Hoy en día, seguimos entendiendo justicia para que la lógica del negocio siga intocable. Lo que nos han repetido hasta el cansancio como juicios imparciales, están muy lejos de serlo, porque están cargados hacia el favorecimiento de una normalidad. Seguramente, no estamos gritando lo mismo, y tampoco es deseable que así sea, pero parece urgente compartirnos otros entendimientos de justicia, antes de que nos alcance el discurso de la neutralidad desde y del reforzamiento del Estado, tanto para el caso de Ayotzinapa como para el resto de relaciones sociales que tejemos. ¿Cuáles justicias para este cúmulo de malestar, plagado de matanzas y desaparecimiento a opositores, fraudes electorales, reformas estructurales, despojo a comunidades, contaminación desenfrenada, narcotráfico, explotación cotidiana a trabajadores?
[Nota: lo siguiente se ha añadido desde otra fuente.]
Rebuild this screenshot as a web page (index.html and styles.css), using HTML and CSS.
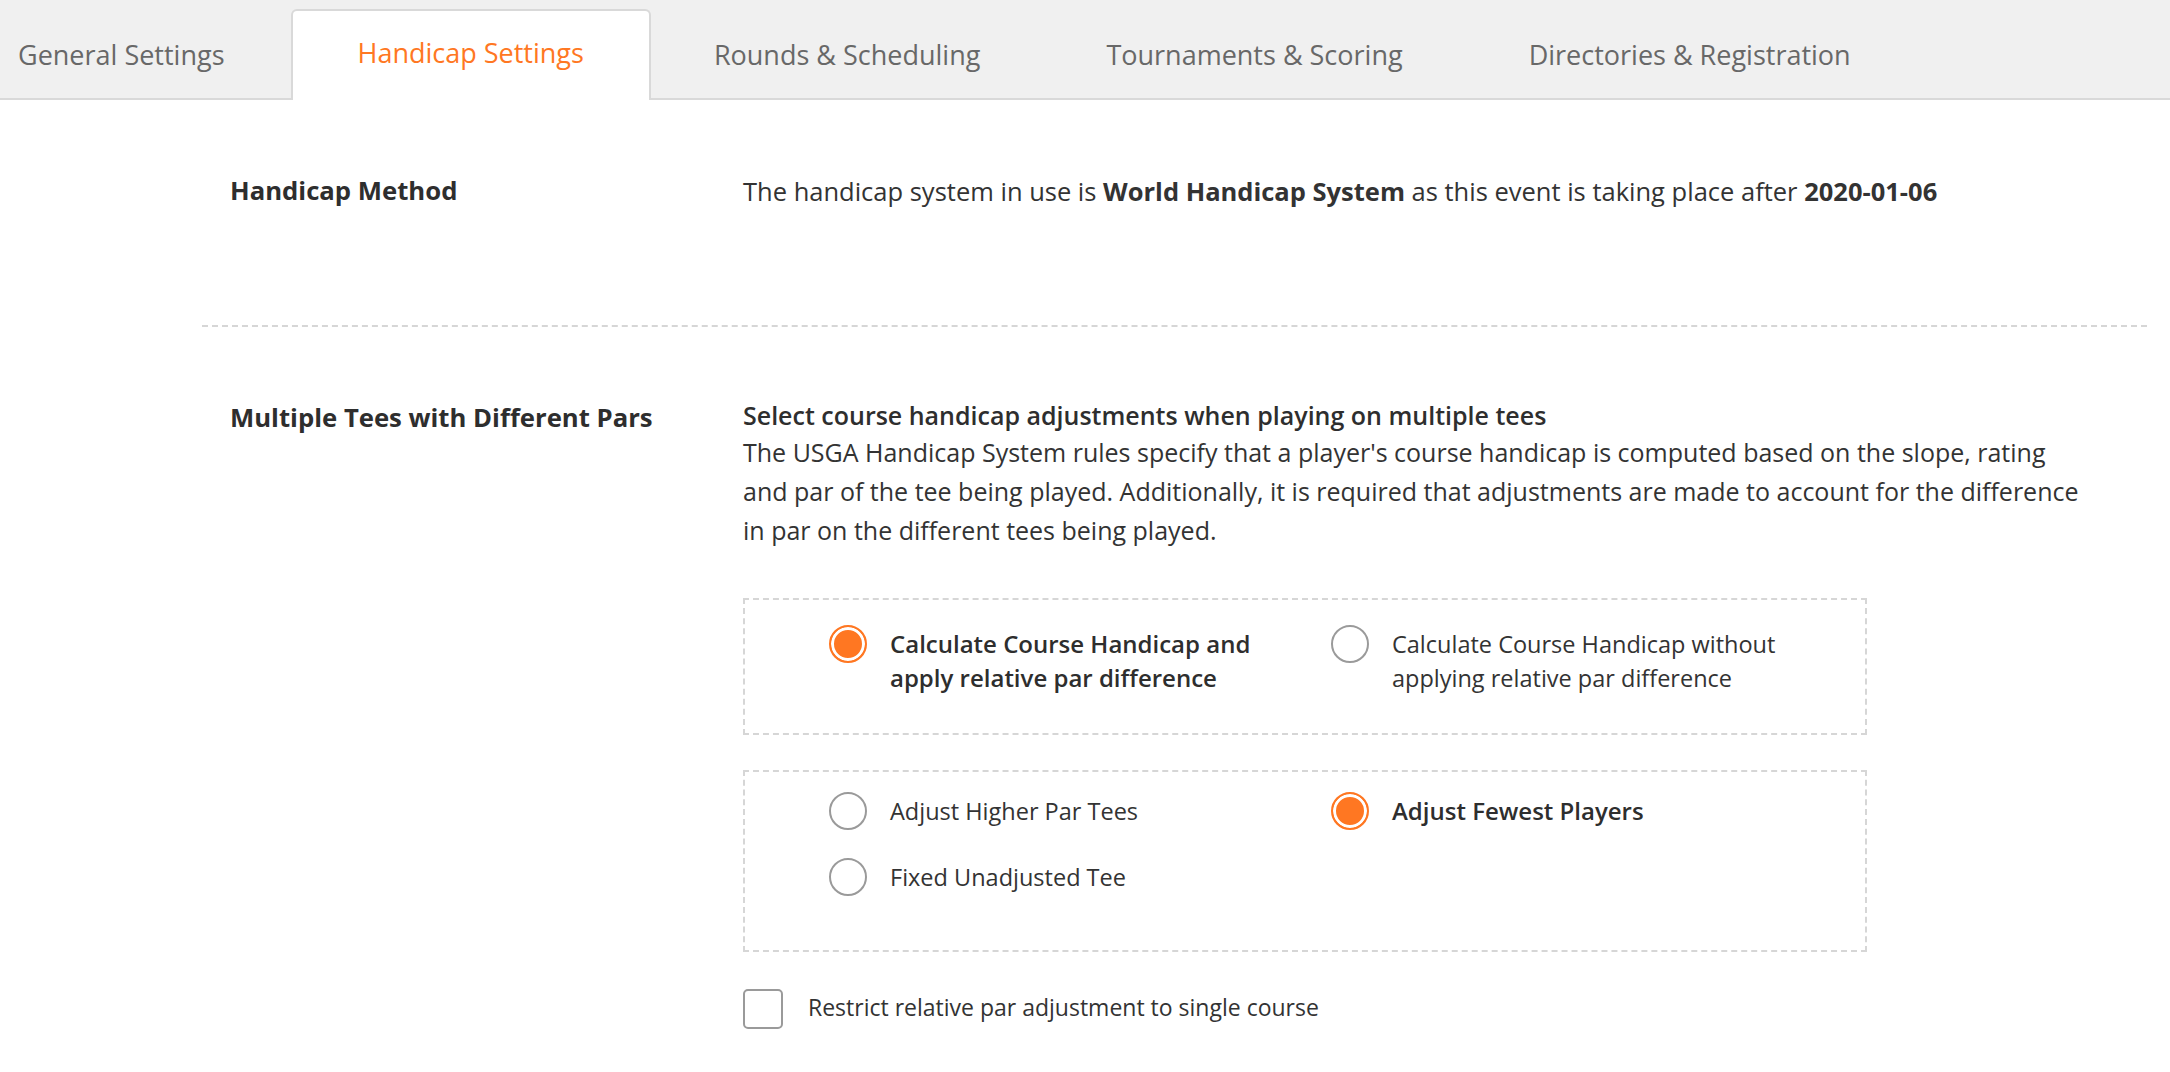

Tenemos grandes retos para nuestras protestas, las cuales, al no gritar lo mismo, tienden a ser cuasimodescas. No hay absolutamente nada de malo en ser un cuasimodo. La suma de “normales” no nos convierte en una suerte de desvío de la naturaleza. Nos organizamos con un ojo caído y otro alzado; con una pierna coja y otra torcida; con un brazo más largo y otro más corto; con una joroba prominente que, por su peso, tal vez nos da impulso, pero también nos coloca en riesgo de tropezar fácilmente. Sin embargo, el día de mañana, las partes de nuestro cuerpo pueden ser más gruesas o menos, más flexibles o menos, más sensibles o menos, más extendidas o menos. No somos una deformidad estática, somos una multiformidad dinámica, y mucho provecho podemos sacar de esto, defendiéndonos de que el Estado –presente o disfrazado- pretenda cortar alguna de nuestras extremidades.
Sigamos gritando, compartiendo y construyendo entre todas y todos, con altas y bajas, con consensos y disensos, otros entendimientos de justicia, que está en la lucha de todas y todos el liberarnos de los “encantos” de Notre Dame.
René Rojas González
rene.rojas.glez@gmail.com
Puebla, México
28 de noviembre de 2014
* Agradezco las atinadas observaciones de Luis Martínez Andrade.